Apr. 19, 2023 6:10 pm
AMES — Crowding and capacity needs continue to stress the main University of Iowa Hospitals and Clinics, compelling administrators to expand the emergency department, reorganize existing services and — now — open a new “short-stay unit.”
UIHC opened a new 30-room short-term unit Monday aimed at freeing up patient beds for sicker patients; streamlining the hospital experience for short-term patients requiring observation before heading home; and allowing providers to focus on either critical-care or short-term needs.
Examples of UIHC patients who might require a short hospital stay are those needing further evaluation to determine whether they’re stable enough to be released or should be admitted; patients recovering from surgery; or ER arrivals requiring observation, like those with chest pain, for example.
“This is an important patient population that we’re serving,” Interim UIHC Chief Executive Officer Kim Hunter told the Board of Regents, which was meeting Wednesday in Ames — describing the 30-bed short-stay unit on the lower level of the main campus’ John Colloton Pavilion as “beautiful.”

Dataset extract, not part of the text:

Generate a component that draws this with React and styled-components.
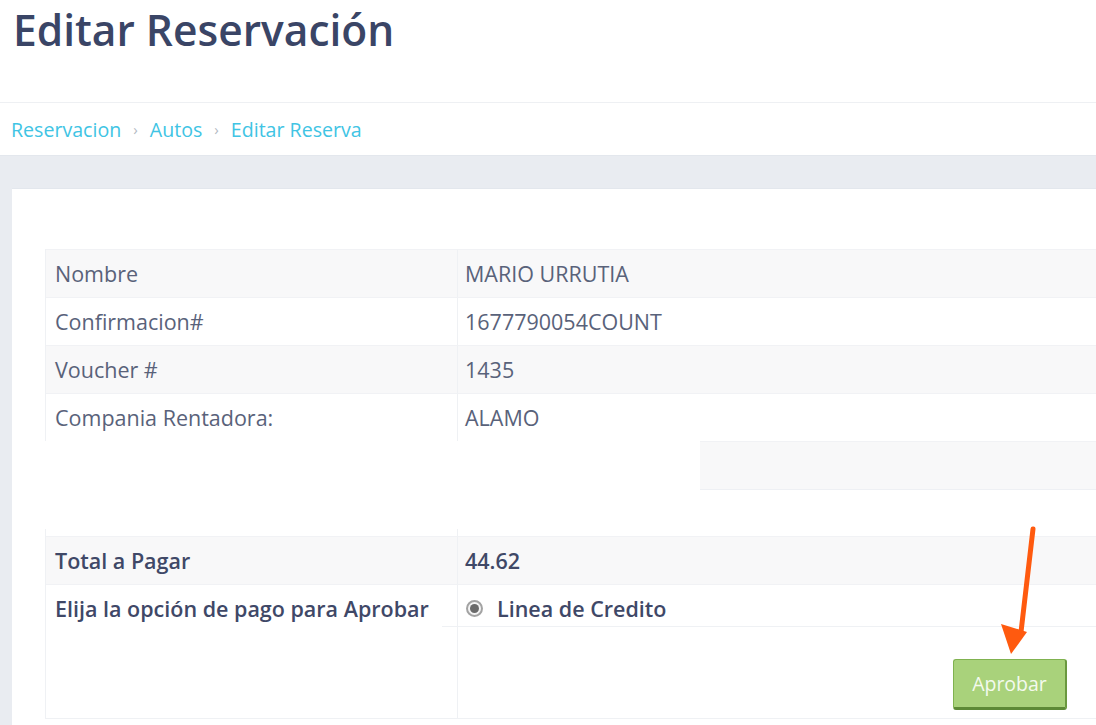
import React from "react";
import styled, { createGlobalStyle } from "styled-components";

const GlobalStyle = createGlobalStyle`
  html, body {
    margin: 0;
    padding: 0;
    background: #fff;
    font-family: "Open Sans", "Liberation Sans", sans-serif;
    overflow: hidden;
  }
`;

const Page = styled.div`
  width: 1096px;
  height: 725px;
  position: relative;
  overflow: hidden;
`;

const Header = styled.header`
  height: 103px;
  padding-left: 13px;
  border-bottom: 1px solid #eef0f3;
  box-sizing: border-box;
`;

const Title = styled.h1`
  margin: 0;
  padding-top: 1px;
  font-size: 42.5px;
  font-weight: 600;
  line-height: 58px;
  color: #3a4566;
`;

const Crumbs = styled.nav`
  height: 53px;
  display: flex;
  align-items: center;
  padding-left: 11px;
  gap: 11px;
  font-size: 19.6px;
  color: #40c4e4;
  border-bottom: 1px solid #e3e7ed;
  box-sizing: border-box;
`;

const Sep = styled.span`
  color: #b4bac4;
  font-size: 15px;
  padding: 0 1px;
`;

const Main = styled.main`
  background: #e9ecf1;
  padding: 32px 0 0 12px;
`;

const Panel = styled.section`
  background: #fff;
  padding: 60px 0 8px 33px;
  min-height: 560px;
  border-top: 1px solid #e3e7ed;
`;

const Table = styled.div`
  display: grid;
  grid-template-columns: 411px 1fr;
  border-left: 1px solid #eff1f4;
  ${(p) => (p.$bottom ? "border-bottom: 1px solid #eff1f4;" : "")}
`;

const Cell = styled.div`
  height: 48px;
  box-sizing: border-box;
  display: flex;
  align-items: center;
  padding-left: ${(p) => (p.$first ? 9 : 7)}px;
  font-size: 21.5px;
  font-weight: ${(p) => (p.$bold ? 600 : 400)};
  color: ${(p) => (p.$bold ? "#3f4867" : "#59627a")};
  background: ${(p) => (p.$striped ? "#f8f8f9" : "#fff")};
  border-top: 1px solid #f1f2f5;
  ${(p) => (p.$first ? "" : "border-left: 1px solid #eff1f4;")}
`;

const GapCell = styled.div`
  height: 7px;
  ${(p) => (p.$first ? "" : "border-left: 1px solid #eff1f4;")}
`;

const Filler = styled.div`
  height: 47px;
  margin-left: 655px;
  margin-bottom: 39px;
  background: #f8f8f9;
  border-top: 1px solid #f1f2f5;
  border-bottom: 1px solid #eef0f4;
`;

const TopCell = styled.div`
  padding: 9px 0 0 9px;
  font-size: 21.5px;
  font-weight: 600;
  color: #3f4867;
  border-top: 1px solid #f1f2f5;
  height: 134px;
  box-sizing: border-box;
`;

const OptionCell = styled.div`
  border-left: 1px solid #eff1f4;
  border-top: 1px solid #f1f2f5;
  display: flex;
  flex-direction: column;
`;

const Option = styled.label`
  height: 42px;
  margin-left: -16px;
  padding: 5px 0 0 24px;
  display: flex;
  align-items: center;
  gap: 14px;
  font-size: 21.5px;
  font-weight: 600;
  color: #3f4867;
  border-bottom: 1px solid #eff1f4;
  box-sizing: border-box;
`;

const Radio = styled.span`
  width: 17px;
  height: 17px;
  border-radius: 50%;
  box-sizing: border-box;
  border: 2.5px solid #a3a3a3;
  background: #f4f4f4;
  display: flex;
  align-items: center;
  justify-content: center;
  &::after {
    content: "";
    width: 9px;
    height: 9px;
    border-radius: 50%;
    background: #6a6a6a;
  }
`;

const Actions = styled.div`
  display: flex;
  justify-content: flex-end;
  padding: 32px 29px 0 0;
`;

const Button = styled.button`
  width: 114px;
  height: 51px;
  font-family: inherit;
  font-size: 19.5px;
  color: #f4faee;
  background: #a9d27b;
  border: 1px solid #80b250;
  border-bottom: 3px solid #5d8a36;
  border-right: 2px solid #6a983f;
  border-radius: 3px;
  padding: 0;
`;

const Arrow = styled.svg`
  position: absolute;
  left: 996px;
  top: 524px;
`;

const rows = [
  ["Nombre", "MARIO URRUTIA"],
  ["Confirmacion#", "1677790054COUNT"],
  ["Voucher #", "1435"],
  ["Compania Rentadora:", "ALAMO"],
];

export default function App() {
  return (
    <Page>
      <GlobalStyle />
      <Header>
        <Title>Editar Reservación</Title>
      </Header>
      <Crumbs>
        <span>Reservacion</span>
        <Sep>›</Sep>
        <span>Autos</span>
        <Sep>›</Sep>
        <span>Editar Reserva</span>
      </Crumbs>
      <Main>
        <Panel>
          <Table>
            {rows.map(([k, v], i) => (
              <React.Fragment key={k}>
                <Cell $first $striped={i % 2 === 0}>{k}</Cell>
                <Cell $striped={i % 2 === 0}>{v}</Cell>
              </React.Fragment>
            ))}
          </Table>
          <Filler />
          <Table $bottom>
            <GapCell $first />
            <GapCell />
            <Cell $first $bold $striped>Total a Pagar</Cell>
            <Cell $bold $striped>44.62</Cell>
            <TopCell>Elija la opción de pago para Aprobar</TopCell>
            <OptionCell>
              <Option>
                <Radio />
                Linea de Credito
              </Option>
              <Actions>
                <Button>Aprobar</Button>
              </Actions>
            </OptionCell>
          </Table>
        </Panel>
      </Main>
      <Arrow width="60" height="135" viewBox="0 0 60 135">
        <line x1="37" y1="5" x2="25" y2="108" stroke="#ff5a0f" strokeWidth="5" strokeLinecap="round" />
        <polygon points="5,100 31,108 15,130" fill="#ff5a0f" />
      </Arrow>
    </Page>
  );
}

“All of rooms are private,” she said. “All of the rooms have bathrooms.”
Patients might find themselves in the short-stay unit after the operating room or a trip to the emergency room — which has become increasingly stretched in recent years.
After a bit of a dip during the height of COVID-19 pandemic in 2020, total UIHC emergency room visits ticked back up to more than 50,000 in the 2022 calendar year, according to regent documents.
Since 2018, the number of transfer patients that UIHC’s emergency room has taken from other hospitals’ emergency rooms has spiked 30 percent to about 9,000 a year — excluding transfers who were turned down due to space constraints.
Because UIHC has in recent years and months seen sicker, more acute patients presenting in its ER, the department’s average length of stay has jumped to more than five hours. Its emergency department boarding hours have spiked 40 percent since 2018 to more than 140,000 a year.
Aggravating that congestion is UIHC’s high patient census — with, on average, 96 percent of its 627 staffed beds occupied in 2022.
“We have capacity challenges, with a lot of patients and not enough beds at times to meet the needs,” Hunter said. “And so taking patients that need short-term care and putting them in a special unit for them then frees up beds they would otherwise have been occupying in a regular inpatient unit.”
Long-term help
Looking long-term at the capacity strain, UIHC is planning a massive new patient tower and, more immediately, a $37 million two-story expansion of its emergency room. In presenting to the regents that three-phased ER construction project set to begin this summer, officials Wednesday touted the prospect of shrinking wait times through additional ER space and rooms.
“Our wait times over the last few years have increased just because we have greater patient volume coming to the emergency department and we've not expanded the amount of rooms,” Hunter said, pointing to the growing number of prospective patients who show up at the ER only to leave without being seen.
“Patients come, check in, and they decide they don't want to wait any longer and they leave and go elsewhere,” she said. “We want to be able to decrease that so that anybody coming to see us will be able to be taken back to a room and see a provider pretty swiftly.”
The expansion also will address UIHC’s behavioral health care needs, moving the Crisis Stabilization Unit to the ER and adding a new Adolescent Crisis Stabilization Unit, which it’s currently lacking.
“There are certain ways you need to redo rooms so that they're safer for those patients who have behavioral health needs,” Hunter said.
Although UIHC officials haven’t shared many details about the planned 842,000-gross-square-foot patient tower — which the campus projects spending $621 million on through fiscal 2028 — the university Wednesday did present to regents an “enabling project” in the form of a $75 million west campus parking ramp.
Construction on that 985-stall, five-level parking ramp on the parking lot just north of Kinnick Stadium and the West Campus Transportation Center is expected to start this spring and continue through fall 2025.
Vanessa Miller covers higher education for The Gazette.